Sederhananya diri saya ini harus diisi pekerjaan dan perbuatan yang Allah perintahkan. Jadi diri saya adalah perbuatan-perbuatan baik itu. Bukan Angga Wiradiputra, bukan yang saya sangka diri saya itu. Jadi orang yang masih sedih, orang yang masih pesimis, orang yang masih tidak punya semangat, adalah orang yang salah sangka terhadap dirinya sendiri. Karena dia salah sangka terhadap dirinya sendiri, maka dia salah sangka sama dunia, salah sangka sama apa saja, dan salah sangka sama Allah SWT. 

“Ceramah” Cak Nun ini selesai dibatang rokok ke lima yang saya hisap. Ketika rokok habis maka habis pula diri saya yang saya sangka ada ini. Angga Wiradiputra ini adalah nama peran yang saya mainkan. Saya berperan sebagai anak, sebagai seorang teman, sebagai seorang mantan, dan yang terpenting sebagai seorang hamba. 

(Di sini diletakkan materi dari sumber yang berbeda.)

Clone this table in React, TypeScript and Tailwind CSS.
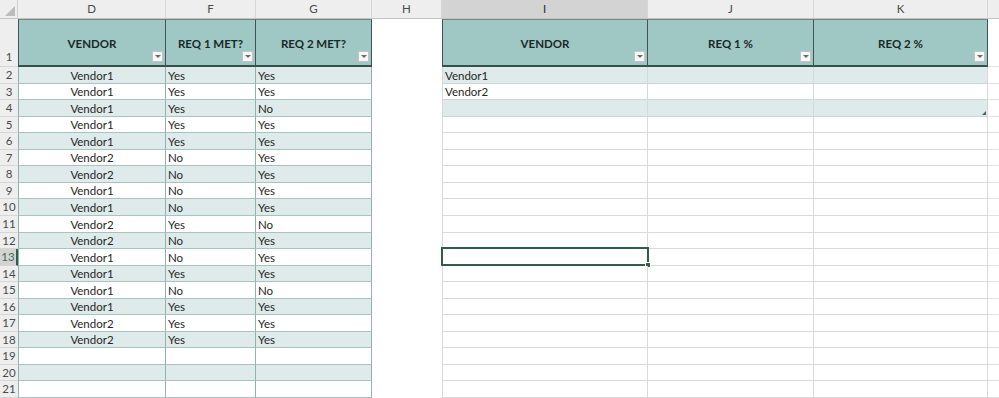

Sebagai seorang anak, saya harus berbakti kepada orang tua saya, hormat kepadanya karena orang tua adalah “Tuhan” yang terlihat. Sebagai seorang mantan (eeeaaa harus ada terus ya bahas ini), peran dan tugas saya adalah mempersilakan dia pergi jika memang sudah tidak nyaman dengan saya. Ini berat karena saya pikir diri saya ini ada. Karena saya pikir diri saya ini ada, maka saya takut sedih. Jika saya sedih berarti saya mengingkari banyaknya cinta yang ada di diri saya, yang seharusnya tidak ditujukan untuk diri saya sendiri, karena diri saya ini tidak ada. Sebagai seorang mantan saya juga harus bisa berperan sebagai teman. Sebagai teman saya ingin membagikan cinta yang begitu banyak di diri saya. Dengan membagikan cinta yang begitu banyak didiri saya, saya tidak lagi menjadi orang yang bersedih, orang yang pesimis, orang yang tidak punya semangat. Karena saya tidak ingin jadi orang yang salah sangka terhadap dirinya sendiri yang tidak ada ini. Karena jika saya salah sangka terhadap diri saya sendiri, maka saya salah sangka sama dunia, salah sangka sama apa saja, dan salah sangka sama Allah SWT. Maka sebagai hamba, peran dan tugas saya adalah mempersilakan Allah memutuskan apa saja terhadap peran yang sedang saya mainkan.

(lengkapnya video cak nun ini bisa dilihat disini)

Maha benar Allah dengan segala firmannya.